■ **Brief**
Leave the pictures out and quote every line from the start of the listing to the line with "string; kind?: 'hot'", inclusive.

■ **Records shown**
★ ★ ★ ★ ★ ★ ★
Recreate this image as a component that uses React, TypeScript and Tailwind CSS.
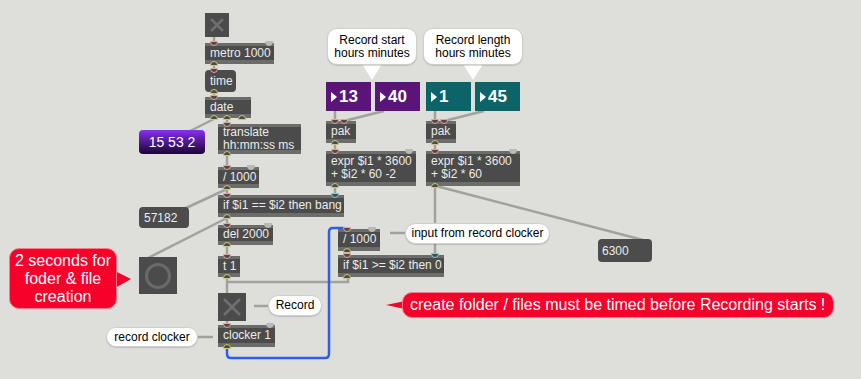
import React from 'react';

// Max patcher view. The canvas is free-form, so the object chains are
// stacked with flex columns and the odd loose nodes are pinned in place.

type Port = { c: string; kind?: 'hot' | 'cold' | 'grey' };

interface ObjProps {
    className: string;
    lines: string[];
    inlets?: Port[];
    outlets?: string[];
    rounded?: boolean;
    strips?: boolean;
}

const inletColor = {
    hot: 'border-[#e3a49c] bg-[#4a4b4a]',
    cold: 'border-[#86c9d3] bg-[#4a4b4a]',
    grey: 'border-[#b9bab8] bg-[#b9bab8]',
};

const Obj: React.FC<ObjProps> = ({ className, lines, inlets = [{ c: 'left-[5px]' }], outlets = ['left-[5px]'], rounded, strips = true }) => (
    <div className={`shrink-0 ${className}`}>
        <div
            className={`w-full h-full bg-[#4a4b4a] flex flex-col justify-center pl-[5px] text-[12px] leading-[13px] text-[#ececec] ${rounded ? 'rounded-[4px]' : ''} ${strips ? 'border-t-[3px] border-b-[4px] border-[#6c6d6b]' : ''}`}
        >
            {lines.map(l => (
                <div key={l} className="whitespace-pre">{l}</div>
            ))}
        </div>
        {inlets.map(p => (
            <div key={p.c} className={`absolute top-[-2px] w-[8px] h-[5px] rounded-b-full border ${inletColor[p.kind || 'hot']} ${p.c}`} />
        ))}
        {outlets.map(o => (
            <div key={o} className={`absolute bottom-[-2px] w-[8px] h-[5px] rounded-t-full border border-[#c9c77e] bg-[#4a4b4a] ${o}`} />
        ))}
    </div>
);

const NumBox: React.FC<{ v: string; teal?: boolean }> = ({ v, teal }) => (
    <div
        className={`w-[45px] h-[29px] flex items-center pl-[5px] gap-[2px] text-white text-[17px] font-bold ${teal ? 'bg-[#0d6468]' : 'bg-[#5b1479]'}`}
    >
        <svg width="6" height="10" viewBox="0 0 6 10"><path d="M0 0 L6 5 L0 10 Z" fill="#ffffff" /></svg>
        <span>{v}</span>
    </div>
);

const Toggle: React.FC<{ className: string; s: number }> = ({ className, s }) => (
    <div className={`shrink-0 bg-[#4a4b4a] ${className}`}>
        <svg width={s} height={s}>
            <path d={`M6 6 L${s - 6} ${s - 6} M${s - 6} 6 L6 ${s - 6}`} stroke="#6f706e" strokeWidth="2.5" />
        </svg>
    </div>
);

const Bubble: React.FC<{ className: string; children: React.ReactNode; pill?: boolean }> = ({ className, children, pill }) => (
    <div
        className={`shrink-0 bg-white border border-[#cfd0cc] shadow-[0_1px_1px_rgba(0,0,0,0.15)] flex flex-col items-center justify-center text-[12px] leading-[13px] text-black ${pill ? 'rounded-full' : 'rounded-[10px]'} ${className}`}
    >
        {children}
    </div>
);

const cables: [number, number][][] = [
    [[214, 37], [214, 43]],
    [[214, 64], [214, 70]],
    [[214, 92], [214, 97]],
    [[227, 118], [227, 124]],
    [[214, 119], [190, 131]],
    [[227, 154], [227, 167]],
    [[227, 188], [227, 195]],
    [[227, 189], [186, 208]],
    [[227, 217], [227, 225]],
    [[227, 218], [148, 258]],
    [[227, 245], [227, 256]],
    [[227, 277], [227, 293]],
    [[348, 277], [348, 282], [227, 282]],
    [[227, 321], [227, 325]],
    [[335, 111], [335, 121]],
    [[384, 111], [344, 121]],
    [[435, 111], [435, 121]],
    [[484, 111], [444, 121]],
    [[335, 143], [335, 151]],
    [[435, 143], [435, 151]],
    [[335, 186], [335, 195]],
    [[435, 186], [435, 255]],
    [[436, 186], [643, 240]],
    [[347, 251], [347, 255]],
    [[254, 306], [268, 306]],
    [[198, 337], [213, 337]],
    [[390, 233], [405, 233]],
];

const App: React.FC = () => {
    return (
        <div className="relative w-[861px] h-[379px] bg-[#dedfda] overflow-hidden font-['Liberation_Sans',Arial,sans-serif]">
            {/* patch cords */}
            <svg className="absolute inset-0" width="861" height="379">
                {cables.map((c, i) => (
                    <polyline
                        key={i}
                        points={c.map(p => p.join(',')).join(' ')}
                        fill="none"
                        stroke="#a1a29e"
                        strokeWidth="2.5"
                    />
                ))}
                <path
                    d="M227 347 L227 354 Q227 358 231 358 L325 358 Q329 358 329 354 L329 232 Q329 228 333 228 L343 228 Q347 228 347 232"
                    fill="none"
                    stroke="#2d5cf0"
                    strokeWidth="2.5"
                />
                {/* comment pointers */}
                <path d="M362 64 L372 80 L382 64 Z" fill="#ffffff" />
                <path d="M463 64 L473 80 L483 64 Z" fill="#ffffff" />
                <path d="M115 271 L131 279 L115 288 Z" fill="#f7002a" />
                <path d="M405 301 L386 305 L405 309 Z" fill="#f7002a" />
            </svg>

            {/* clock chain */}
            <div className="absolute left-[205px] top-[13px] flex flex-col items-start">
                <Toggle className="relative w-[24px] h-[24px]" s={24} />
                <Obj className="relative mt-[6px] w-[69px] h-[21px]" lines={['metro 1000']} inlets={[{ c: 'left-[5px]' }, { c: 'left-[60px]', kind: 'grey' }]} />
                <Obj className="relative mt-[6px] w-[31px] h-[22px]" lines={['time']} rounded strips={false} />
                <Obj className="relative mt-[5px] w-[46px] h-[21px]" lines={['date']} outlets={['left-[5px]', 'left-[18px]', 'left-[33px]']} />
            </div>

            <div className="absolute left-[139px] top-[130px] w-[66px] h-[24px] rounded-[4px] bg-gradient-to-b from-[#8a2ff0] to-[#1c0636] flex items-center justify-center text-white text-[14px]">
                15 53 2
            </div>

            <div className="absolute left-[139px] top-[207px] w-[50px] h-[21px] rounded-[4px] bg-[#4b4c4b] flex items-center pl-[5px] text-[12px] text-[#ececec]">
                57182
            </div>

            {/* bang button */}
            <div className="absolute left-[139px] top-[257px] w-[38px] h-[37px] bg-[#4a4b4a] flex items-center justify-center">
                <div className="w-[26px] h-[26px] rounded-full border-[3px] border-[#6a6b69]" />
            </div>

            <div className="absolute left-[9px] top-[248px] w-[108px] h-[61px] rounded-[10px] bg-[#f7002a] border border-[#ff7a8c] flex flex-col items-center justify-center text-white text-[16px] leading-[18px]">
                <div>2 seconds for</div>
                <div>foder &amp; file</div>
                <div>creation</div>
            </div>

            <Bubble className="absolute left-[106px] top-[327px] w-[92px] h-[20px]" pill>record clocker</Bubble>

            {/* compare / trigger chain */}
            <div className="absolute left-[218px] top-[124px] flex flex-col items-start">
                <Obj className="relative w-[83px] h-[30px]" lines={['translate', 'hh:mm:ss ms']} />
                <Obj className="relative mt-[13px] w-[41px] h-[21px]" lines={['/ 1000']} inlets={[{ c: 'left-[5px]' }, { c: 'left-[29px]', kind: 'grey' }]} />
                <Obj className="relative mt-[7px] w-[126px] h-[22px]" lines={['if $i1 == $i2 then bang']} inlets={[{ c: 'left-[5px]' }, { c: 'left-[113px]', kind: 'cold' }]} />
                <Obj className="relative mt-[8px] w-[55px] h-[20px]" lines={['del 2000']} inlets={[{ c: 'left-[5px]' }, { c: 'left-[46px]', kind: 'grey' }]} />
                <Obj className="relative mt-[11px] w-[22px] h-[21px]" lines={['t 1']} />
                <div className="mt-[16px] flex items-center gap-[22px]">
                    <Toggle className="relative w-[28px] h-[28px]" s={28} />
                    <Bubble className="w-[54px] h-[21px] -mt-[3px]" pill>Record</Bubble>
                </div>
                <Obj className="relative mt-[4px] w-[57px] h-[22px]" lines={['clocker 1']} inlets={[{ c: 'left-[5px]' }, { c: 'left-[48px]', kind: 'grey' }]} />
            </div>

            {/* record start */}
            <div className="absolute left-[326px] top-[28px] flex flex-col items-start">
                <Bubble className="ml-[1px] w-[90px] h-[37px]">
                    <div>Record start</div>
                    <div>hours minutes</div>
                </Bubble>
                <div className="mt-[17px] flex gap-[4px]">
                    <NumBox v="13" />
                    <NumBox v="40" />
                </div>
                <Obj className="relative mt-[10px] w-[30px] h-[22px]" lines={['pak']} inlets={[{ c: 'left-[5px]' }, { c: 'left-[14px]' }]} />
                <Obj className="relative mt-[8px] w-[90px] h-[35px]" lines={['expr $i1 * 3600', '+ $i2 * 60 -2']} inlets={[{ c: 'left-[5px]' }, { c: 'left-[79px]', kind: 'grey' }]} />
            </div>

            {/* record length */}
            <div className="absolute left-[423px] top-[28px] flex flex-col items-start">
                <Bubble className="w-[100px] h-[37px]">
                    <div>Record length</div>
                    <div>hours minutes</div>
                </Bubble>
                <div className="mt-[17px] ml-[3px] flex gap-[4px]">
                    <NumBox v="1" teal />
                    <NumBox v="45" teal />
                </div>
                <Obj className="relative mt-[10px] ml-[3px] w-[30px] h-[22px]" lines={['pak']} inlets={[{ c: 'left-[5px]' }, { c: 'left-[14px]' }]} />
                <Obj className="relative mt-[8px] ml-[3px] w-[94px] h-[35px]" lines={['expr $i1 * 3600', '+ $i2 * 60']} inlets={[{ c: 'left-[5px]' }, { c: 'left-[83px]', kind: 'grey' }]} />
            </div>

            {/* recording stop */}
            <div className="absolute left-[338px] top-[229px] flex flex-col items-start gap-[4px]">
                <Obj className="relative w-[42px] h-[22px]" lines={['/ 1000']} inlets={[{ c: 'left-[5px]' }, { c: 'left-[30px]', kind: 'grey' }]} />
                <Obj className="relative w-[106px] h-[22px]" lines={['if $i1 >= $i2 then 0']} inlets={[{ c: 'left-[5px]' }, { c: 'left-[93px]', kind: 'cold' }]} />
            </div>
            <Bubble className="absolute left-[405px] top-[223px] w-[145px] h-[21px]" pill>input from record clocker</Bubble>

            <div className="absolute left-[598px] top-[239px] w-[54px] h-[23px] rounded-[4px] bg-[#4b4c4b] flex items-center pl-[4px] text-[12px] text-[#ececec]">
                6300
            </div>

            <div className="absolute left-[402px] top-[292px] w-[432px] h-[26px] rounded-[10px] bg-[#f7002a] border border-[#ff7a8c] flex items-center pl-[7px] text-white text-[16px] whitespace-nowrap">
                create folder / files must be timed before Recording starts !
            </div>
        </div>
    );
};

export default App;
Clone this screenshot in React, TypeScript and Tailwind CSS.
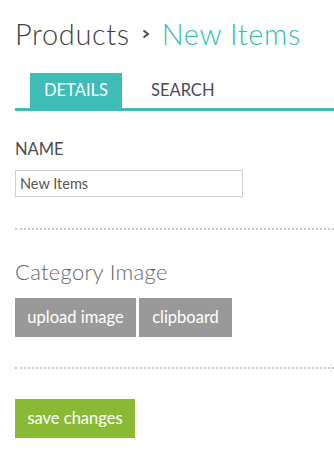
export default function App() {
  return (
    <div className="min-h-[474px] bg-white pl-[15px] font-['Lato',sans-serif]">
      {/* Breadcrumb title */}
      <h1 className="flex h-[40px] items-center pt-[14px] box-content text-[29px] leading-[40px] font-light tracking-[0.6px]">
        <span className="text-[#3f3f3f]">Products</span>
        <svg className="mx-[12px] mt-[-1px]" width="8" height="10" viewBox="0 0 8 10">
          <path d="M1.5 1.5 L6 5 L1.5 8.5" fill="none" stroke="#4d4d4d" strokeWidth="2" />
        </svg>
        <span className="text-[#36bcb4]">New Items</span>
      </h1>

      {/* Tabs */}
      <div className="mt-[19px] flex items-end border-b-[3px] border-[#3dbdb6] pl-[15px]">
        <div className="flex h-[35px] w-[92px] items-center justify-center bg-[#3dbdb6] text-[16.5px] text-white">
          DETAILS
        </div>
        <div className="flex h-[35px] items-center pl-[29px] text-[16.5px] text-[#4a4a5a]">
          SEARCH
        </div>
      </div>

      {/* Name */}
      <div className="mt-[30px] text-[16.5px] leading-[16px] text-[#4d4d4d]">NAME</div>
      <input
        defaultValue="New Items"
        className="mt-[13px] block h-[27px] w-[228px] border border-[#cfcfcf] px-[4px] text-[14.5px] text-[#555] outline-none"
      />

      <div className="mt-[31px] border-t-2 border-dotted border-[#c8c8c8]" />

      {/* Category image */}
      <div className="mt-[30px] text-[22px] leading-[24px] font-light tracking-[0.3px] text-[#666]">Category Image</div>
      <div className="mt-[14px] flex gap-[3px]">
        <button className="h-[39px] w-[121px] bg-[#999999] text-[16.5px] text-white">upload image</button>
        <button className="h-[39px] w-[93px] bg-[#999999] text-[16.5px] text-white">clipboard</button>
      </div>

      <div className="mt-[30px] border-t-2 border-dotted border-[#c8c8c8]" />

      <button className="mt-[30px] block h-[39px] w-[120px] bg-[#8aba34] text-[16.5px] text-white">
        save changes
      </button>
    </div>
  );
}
★ ★ ★ ★ ★ ★ ★
■ **Task answer**
Recreate this image as a component that uses React, TypeScript and Tailwind CSS.
import React from 'react';

// Max patcher view. The canvas is free-form, so the object chains are
// stacked with flex columns and the odd loose nodes are pinned in place.

type Port = { c: string; kind?: 'hot' | 'cold' | 'grey' };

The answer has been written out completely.